--- Data extract ---
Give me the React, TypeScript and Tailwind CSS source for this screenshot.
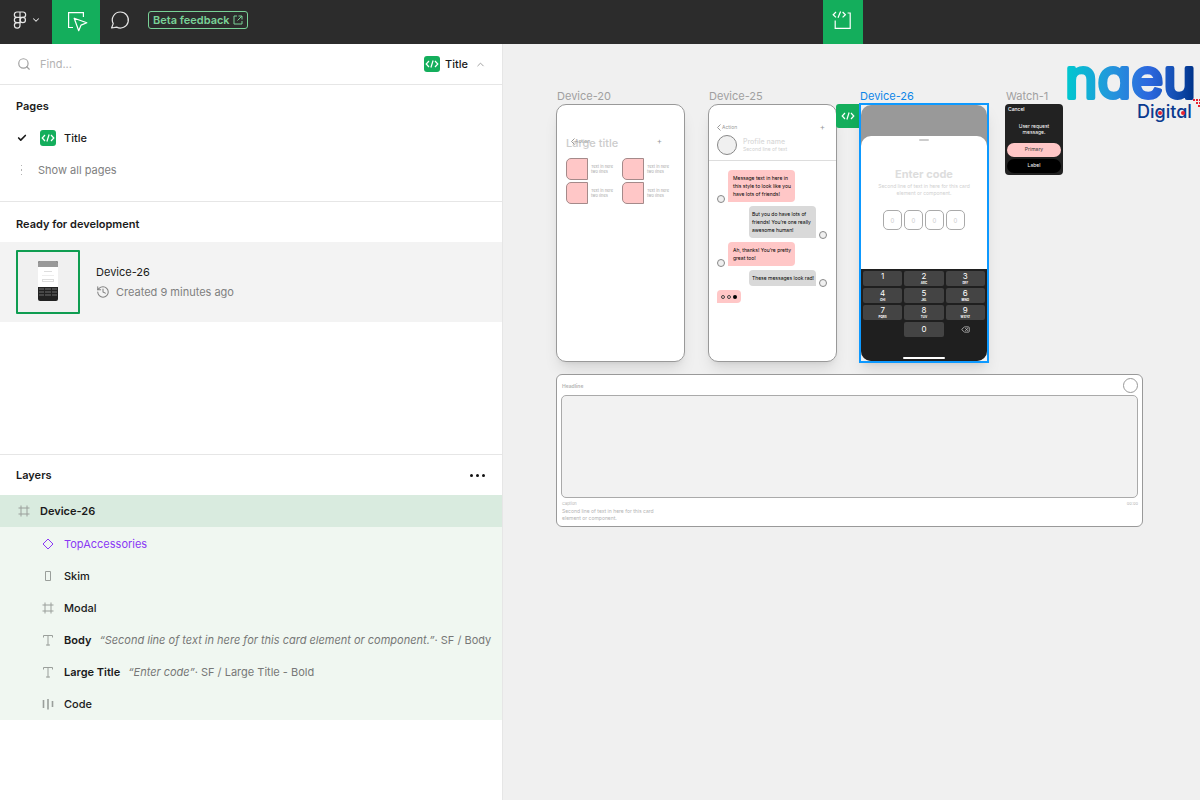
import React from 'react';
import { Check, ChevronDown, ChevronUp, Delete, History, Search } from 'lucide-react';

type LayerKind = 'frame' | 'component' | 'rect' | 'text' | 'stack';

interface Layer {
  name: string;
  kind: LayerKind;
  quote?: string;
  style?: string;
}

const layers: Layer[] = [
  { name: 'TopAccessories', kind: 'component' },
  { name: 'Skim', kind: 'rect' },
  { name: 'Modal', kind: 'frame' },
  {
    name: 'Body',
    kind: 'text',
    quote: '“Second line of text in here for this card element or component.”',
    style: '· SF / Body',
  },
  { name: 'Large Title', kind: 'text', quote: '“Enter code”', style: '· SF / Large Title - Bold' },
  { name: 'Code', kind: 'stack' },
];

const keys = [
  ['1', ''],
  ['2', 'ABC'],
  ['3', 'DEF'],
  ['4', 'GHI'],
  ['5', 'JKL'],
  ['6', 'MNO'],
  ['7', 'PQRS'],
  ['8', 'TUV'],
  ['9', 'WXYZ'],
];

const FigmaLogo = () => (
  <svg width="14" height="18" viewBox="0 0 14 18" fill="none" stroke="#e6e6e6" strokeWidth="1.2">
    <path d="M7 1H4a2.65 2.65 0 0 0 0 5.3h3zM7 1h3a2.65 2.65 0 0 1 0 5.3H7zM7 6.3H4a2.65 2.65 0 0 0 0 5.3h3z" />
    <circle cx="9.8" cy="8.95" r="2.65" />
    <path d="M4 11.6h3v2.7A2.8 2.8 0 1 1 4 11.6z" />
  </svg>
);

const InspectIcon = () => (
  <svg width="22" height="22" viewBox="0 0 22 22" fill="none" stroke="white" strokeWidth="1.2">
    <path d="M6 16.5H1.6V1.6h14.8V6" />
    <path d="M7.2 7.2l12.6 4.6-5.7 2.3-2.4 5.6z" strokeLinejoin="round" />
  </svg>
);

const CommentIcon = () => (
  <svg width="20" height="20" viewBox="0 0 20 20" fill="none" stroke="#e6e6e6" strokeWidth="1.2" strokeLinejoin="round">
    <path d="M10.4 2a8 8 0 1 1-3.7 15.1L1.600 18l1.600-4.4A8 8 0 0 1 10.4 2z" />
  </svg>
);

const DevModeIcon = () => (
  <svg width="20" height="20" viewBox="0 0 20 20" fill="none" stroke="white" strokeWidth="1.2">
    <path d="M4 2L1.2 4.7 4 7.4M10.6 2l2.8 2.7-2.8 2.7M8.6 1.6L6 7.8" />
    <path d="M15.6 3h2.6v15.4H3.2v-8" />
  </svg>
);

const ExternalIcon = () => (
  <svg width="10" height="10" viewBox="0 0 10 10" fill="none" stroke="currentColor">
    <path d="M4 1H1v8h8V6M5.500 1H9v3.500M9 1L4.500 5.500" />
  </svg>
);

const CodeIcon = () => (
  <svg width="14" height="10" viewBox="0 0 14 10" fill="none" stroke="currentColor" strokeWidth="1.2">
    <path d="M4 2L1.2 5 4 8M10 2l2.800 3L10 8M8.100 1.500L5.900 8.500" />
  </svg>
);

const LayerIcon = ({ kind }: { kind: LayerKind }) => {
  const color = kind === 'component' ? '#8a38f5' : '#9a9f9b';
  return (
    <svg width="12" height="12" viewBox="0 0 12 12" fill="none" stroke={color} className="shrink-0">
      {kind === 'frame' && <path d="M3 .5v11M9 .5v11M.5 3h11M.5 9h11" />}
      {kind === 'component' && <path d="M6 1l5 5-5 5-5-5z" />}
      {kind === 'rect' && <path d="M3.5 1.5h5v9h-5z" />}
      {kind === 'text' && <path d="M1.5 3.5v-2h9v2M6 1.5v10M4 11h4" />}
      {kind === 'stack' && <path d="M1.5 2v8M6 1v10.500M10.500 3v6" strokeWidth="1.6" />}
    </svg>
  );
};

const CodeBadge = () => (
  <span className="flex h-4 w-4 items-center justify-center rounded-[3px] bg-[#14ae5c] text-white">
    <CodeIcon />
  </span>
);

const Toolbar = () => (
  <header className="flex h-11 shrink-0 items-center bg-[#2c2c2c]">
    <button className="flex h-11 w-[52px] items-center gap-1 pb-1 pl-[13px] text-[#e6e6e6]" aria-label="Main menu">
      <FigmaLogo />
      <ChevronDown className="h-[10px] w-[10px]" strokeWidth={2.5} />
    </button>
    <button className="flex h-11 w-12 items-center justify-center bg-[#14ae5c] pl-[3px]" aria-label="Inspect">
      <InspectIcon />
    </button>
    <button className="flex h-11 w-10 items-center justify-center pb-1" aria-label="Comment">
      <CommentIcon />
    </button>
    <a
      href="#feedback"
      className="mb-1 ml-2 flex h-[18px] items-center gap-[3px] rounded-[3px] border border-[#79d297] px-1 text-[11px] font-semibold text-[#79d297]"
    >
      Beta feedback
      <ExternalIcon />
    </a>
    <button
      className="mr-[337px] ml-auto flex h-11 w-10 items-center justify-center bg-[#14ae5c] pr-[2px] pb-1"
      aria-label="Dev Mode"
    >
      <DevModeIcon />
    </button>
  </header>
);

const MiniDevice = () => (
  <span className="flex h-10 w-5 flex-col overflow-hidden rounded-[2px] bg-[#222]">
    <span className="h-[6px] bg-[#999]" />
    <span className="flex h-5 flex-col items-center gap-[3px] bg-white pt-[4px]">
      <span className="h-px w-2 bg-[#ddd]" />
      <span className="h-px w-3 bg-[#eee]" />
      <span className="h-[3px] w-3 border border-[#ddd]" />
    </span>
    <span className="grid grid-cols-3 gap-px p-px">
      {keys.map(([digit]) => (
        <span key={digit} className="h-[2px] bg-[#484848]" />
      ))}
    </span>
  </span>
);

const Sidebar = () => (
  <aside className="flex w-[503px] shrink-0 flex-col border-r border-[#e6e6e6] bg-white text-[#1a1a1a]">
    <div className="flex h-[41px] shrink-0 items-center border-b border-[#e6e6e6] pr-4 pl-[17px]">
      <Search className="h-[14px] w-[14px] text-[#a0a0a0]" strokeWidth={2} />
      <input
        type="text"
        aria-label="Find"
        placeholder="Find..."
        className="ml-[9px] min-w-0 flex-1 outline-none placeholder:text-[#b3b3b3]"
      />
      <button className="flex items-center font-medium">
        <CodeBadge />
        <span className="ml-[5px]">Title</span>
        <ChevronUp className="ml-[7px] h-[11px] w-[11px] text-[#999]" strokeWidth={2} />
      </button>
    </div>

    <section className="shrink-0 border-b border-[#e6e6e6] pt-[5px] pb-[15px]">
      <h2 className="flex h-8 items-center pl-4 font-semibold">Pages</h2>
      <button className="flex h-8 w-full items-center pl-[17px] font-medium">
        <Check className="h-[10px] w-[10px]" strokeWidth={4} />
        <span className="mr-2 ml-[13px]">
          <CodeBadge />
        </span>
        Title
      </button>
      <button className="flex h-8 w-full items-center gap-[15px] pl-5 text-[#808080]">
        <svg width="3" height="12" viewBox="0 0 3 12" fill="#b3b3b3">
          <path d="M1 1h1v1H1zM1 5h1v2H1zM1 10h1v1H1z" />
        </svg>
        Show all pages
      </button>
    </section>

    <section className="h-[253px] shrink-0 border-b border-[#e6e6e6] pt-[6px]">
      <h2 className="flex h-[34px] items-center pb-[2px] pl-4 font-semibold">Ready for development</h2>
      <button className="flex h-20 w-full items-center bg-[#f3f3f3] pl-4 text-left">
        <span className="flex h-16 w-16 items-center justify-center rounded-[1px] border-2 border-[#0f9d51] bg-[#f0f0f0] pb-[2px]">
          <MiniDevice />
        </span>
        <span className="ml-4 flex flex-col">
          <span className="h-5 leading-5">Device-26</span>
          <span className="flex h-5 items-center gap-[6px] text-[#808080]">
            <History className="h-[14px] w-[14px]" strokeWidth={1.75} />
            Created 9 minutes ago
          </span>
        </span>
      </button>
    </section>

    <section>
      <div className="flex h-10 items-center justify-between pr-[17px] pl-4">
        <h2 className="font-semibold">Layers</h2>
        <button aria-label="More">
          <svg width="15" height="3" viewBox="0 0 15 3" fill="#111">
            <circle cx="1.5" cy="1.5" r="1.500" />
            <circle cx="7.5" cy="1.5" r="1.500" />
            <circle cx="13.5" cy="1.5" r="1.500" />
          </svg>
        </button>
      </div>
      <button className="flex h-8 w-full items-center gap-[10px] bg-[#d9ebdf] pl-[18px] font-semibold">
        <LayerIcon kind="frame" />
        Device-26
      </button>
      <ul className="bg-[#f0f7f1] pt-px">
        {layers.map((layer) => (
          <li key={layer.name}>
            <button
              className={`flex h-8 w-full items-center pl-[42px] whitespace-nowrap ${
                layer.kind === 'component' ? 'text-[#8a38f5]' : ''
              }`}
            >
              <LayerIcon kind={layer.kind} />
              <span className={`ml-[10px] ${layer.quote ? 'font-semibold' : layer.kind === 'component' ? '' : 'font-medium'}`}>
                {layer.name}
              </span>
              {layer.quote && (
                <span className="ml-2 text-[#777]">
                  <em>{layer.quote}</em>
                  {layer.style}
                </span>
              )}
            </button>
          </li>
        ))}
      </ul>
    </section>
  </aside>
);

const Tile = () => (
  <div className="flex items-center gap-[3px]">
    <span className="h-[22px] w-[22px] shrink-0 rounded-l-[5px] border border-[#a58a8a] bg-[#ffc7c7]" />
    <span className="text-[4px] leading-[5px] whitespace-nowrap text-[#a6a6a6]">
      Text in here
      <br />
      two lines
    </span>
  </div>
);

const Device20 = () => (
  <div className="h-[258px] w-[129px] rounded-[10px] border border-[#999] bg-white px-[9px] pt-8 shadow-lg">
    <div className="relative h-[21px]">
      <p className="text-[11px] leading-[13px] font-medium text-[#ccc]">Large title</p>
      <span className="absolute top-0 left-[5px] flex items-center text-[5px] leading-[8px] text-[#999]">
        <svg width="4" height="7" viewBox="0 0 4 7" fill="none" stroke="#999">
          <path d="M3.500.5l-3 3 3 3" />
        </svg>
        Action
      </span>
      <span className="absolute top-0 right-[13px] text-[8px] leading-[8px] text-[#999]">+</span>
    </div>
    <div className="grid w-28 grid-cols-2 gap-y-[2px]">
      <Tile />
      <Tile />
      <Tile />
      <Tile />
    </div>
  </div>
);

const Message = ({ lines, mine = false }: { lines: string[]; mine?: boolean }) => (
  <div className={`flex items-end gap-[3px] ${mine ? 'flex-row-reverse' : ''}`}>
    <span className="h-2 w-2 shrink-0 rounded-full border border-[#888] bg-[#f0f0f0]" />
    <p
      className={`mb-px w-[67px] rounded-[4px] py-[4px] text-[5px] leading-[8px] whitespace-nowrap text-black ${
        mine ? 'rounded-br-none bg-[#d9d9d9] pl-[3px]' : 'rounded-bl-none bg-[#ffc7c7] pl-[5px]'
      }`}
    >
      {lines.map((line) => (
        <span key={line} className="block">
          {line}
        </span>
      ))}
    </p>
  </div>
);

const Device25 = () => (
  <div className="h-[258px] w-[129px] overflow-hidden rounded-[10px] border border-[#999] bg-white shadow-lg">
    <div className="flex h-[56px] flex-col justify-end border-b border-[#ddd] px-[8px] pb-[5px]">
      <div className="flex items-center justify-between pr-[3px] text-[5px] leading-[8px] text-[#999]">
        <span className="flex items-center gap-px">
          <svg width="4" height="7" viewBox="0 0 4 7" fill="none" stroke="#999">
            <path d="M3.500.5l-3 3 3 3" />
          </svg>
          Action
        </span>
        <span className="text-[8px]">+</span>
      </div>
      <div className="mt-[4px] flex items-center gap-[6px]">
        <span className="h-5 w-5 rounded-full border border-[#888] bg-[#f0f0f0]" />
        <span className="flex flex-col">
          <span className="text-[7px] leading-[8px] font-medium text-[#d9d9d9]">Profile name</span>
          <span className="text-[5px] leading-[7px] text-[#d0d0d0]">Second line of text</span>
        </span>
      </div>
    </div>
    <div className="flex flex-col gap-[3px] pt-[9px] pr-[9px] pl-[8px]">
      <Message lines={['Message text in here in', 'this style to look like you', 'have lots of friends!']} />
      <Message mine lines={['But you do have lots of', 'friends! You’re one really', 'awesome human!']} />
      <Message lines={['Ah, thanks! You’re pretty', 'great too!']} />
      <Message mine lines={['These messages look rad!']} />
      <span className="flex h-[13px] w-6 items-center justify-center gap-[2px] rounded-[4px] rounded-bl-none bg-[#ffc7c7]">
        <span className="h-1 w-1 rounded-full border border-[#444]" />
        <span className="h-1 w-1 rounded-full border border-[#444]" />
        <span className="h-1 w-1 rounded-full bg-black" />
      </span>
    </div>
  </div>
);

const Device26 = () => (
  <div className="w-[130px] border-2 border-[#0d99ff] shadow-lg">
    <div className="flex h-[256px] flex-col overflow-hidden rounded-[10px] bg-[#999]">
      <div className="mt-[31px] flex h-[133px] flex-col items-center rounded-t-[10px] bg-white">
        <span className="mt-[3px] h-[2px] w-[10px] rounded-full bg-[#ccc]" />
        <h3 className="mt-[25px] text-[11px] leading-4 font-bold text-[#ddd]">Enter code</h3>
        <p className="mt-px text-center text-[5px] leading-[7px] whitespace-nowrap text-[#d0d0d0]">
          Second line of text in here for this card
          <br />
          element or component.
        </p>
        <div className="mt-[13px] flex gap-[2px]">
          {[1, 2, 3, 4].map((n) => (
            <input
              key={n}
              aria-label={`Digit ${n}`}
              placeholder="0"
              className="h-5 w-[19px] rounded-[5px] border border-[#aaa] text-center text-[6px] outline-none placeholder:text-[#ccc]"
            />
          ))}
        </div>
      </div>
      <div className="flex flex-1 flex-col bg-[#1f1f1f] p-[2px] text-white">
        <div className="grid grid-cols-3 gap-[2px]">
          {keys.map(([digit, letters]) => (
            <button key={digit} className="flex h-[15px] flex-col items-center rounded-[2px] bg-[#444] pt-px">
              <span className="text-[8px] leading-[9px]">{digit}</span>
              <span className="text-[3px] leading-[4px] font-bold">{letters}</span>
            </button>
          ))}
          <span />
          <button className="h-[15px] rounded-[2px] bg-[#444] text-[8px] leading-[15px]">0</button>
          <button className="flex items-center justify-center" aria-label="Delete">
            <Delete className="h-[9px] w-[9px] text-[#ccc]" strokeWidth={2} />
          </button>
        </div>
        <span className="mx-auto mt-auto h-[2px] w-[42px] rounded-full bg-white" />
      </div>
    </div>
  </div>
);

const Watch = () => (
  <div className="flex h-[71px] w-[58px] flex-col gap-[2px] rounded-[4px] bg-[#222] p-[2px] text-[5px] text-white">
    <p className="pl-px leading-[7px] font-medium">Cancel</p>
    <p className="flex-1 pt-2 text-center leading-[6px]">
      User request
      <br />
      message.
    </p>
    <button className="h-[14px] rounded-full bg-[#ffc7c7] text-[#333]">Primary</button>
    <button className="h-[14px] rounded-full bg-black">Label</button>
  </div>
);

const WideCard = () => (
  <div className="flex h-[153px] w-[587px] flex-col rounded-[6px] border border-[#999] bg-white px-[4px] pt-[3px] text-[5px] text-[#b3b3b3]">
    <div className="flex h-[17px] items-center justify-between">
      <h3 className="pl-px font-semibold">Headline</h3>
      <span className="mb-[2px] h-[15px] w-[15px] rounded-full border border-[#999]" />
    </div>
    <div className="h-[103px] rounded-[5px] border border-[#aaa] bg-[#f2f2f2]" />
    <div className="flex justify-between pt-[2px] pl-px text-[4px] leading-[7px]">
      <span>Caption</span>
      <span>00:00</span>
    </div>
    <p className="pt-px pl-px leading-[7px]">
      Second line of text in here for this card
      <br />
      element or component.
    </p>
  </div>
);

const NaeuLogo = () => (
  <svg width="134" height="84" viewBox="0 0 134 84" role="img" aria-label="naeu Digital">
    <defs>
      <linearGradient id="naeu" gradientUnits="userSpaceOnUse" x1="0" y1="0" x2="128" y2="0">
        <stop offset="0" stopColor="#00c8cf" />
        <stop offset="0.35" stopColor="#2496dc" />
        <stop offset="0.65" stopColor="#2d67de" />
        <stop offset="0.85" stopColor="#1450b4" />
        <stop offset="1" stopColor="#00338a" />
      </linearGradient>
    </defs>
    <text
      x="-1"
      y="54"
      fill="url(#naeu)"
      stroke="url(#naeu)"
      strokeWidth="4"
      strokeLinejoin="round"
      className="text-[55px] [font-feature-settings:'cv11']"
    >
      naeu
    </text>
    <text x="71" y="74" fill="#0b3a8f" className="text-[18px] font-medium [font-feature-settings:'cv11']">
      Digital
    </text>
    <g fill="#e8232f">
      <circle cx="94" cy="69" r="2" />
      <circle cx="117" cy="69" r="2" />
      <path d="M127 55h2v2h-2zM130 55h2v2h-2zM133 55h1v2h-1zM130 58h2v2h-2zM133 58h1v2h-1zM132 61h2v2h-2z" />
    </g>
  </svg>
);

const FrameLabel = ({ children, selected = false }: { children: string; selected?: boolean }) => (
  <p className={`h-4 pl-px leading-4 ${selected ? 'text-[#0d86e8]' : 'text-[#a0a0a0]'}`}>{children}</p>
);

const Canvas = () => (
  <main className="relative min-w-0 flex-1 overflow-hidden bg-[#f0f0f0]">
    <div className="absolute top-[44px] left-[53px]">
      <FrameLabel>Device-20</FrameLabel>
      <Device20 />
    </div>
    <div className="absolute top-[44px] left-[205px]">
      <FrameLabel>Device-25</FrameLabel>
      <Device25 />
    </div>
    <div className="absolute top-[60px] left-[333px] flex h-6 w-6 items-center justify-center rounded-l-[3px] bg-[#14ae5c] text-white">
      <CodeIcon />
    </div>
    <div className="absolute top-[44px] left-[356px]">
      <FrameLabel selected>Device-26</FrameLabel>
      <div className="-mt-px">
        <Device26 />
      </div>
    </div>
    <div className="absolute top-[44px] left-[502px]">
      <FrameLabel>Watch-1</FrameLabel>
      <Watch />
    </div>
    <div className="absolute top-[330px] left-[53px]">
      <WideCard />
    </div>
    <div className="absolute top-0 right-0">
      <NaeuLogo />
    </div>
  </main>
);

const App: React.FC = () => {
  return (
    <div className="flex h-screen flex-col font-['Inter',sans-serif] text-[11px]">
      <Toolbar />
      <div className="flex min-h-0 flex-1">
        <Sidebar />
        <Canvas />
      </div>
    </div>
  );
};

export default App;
---
Exercise:
Return, unchanged, the lines from the first line of the material through the line that holds "Delete, History, Search", inclusive, omitting pictures.

Output for this task:
Give me the React, TypeScript and Tailwind CSS source for this screenshot.
import React from 'react';
import { Check, ChevronDown, ChevronUp, Delete, History, Search } from 'lucide-react';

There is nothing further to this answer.